» Data to process:
— BEGIN —

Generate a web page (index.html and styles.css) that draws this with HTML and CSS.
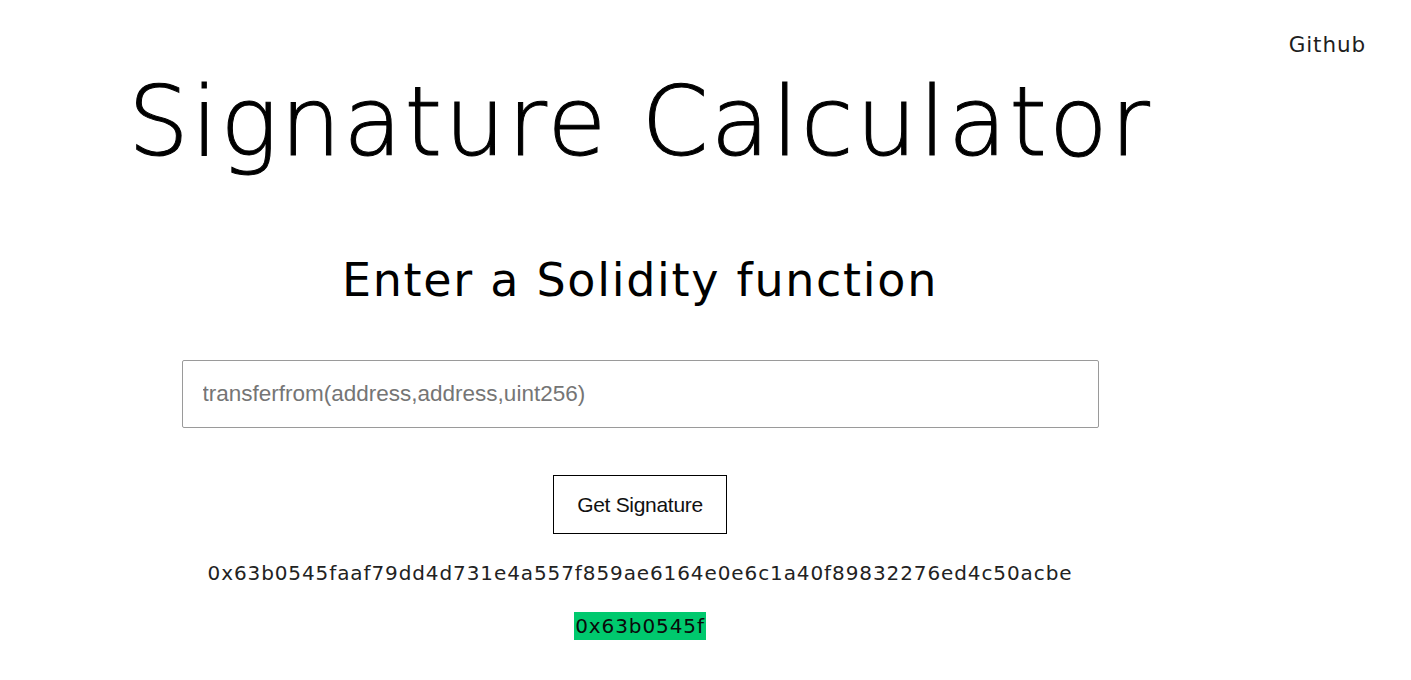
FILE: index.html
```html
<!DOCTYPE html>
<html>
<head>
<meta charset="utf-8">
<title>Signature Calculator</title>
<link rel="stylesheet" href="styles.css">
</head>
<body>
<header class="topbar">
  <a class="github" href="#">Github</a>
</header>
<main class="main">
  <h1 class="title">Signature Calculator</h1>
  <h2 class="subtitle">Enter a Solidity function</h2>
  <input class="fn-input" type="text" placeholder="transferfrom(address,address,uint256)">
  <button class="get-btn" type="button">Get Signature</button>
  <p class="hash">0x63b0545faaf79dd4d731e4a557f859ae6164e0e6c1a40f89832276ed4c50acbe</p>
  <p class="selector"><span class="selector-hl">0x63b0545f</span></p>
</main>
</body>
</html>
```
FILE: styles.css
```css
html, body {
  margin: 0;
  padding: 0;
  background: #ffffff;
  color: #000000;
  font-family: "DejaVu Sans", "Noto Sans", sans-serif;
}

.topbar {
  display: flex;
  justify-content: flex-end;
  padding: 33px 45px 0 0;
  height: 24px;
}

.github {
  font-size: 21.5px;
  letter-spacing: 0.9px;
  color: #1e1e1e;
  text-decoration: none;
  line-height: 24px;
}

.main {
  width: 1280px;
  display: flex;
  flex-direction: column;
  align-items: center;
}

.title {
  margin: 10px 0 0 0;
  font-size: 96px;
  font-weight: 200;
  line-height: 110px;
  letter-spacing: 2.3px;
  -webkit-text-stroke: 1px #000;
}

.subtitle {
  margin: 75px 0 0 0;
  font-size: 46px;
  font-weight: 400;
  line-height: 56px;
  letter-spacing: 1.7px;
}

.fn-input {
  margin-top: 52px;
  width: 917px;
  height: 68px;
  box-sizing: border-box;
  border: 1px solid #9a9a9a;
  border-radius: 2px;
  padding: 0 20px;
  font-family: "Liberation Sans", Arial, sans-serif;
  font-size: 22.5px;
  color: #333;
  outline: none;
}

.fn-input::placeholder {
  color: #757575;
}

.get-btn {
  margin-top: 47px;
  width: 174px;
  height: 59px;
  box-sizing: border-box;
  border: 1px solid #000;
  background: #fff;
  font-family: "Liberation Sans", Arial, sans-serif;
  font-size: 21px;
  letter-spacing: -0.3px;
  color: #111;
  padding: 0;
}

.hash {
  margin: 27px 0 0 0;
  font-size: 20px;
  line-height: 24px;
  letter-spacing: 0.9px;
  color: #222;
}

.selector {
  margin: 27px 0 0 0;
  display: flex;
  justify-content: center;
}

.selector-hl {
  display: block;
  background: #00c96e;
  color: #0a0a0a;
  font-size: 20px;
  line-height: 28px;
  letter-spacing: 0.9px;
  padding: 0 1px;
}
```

— END —
— BEGIN —

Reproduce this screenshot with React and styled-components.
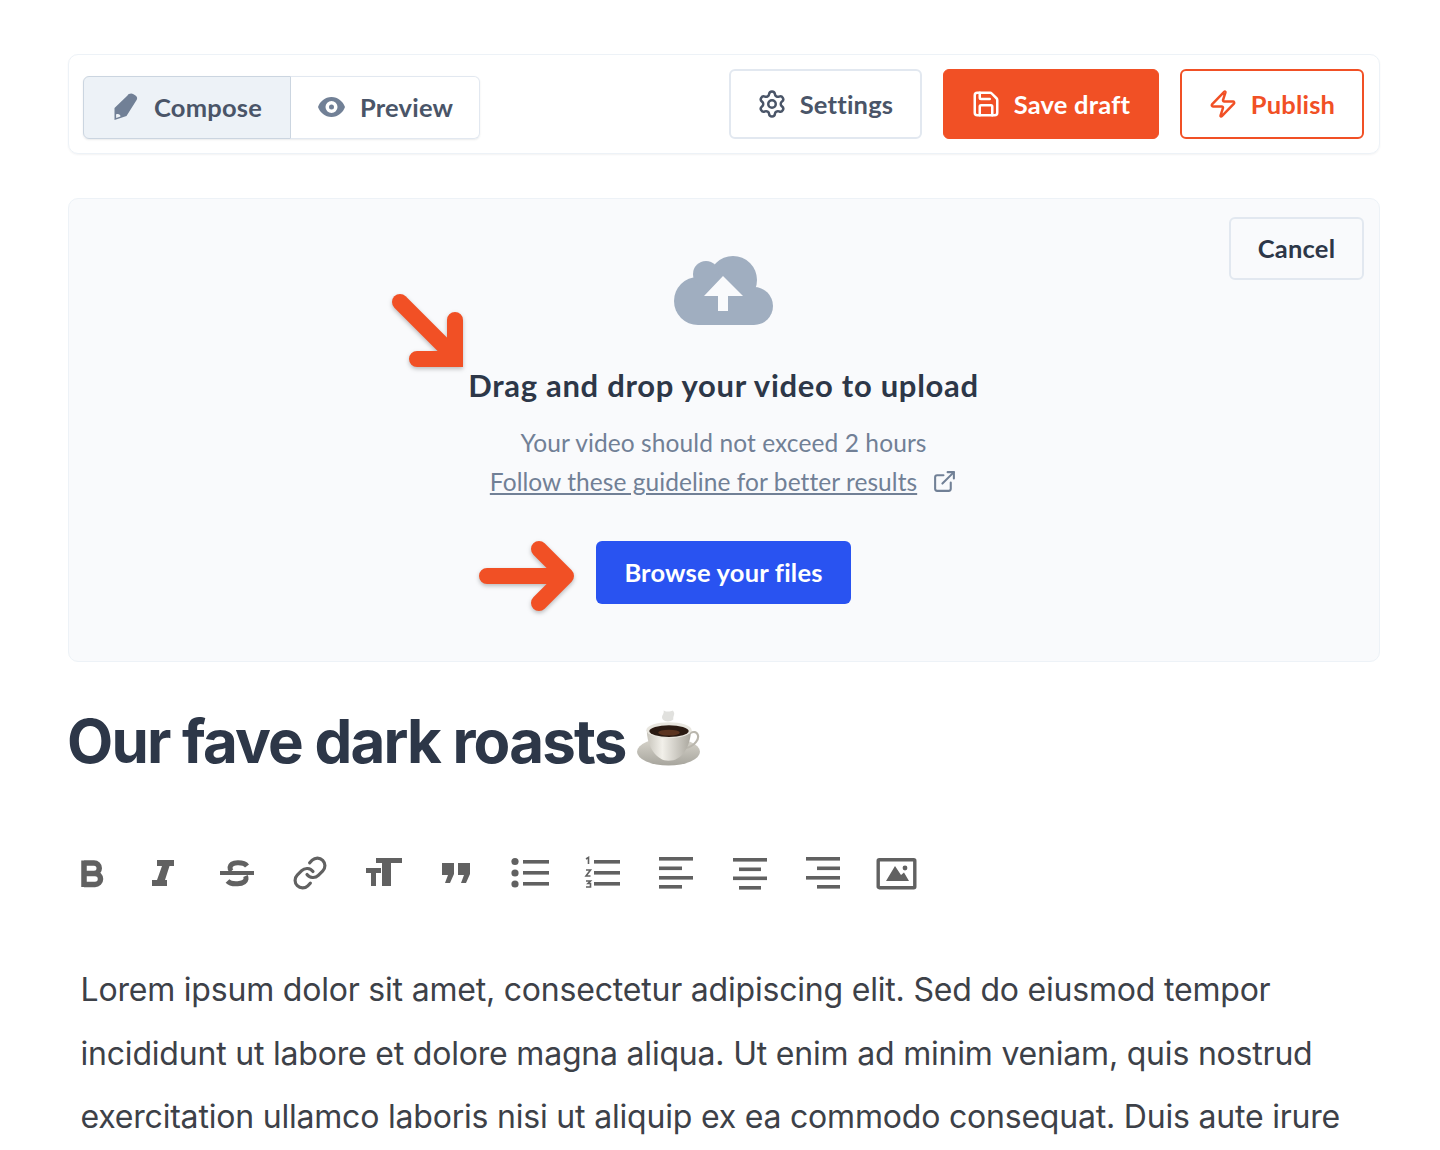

— END —

» Given request:
Provide only the number of lines in the entries that hold the word "index".

» Full solution:
2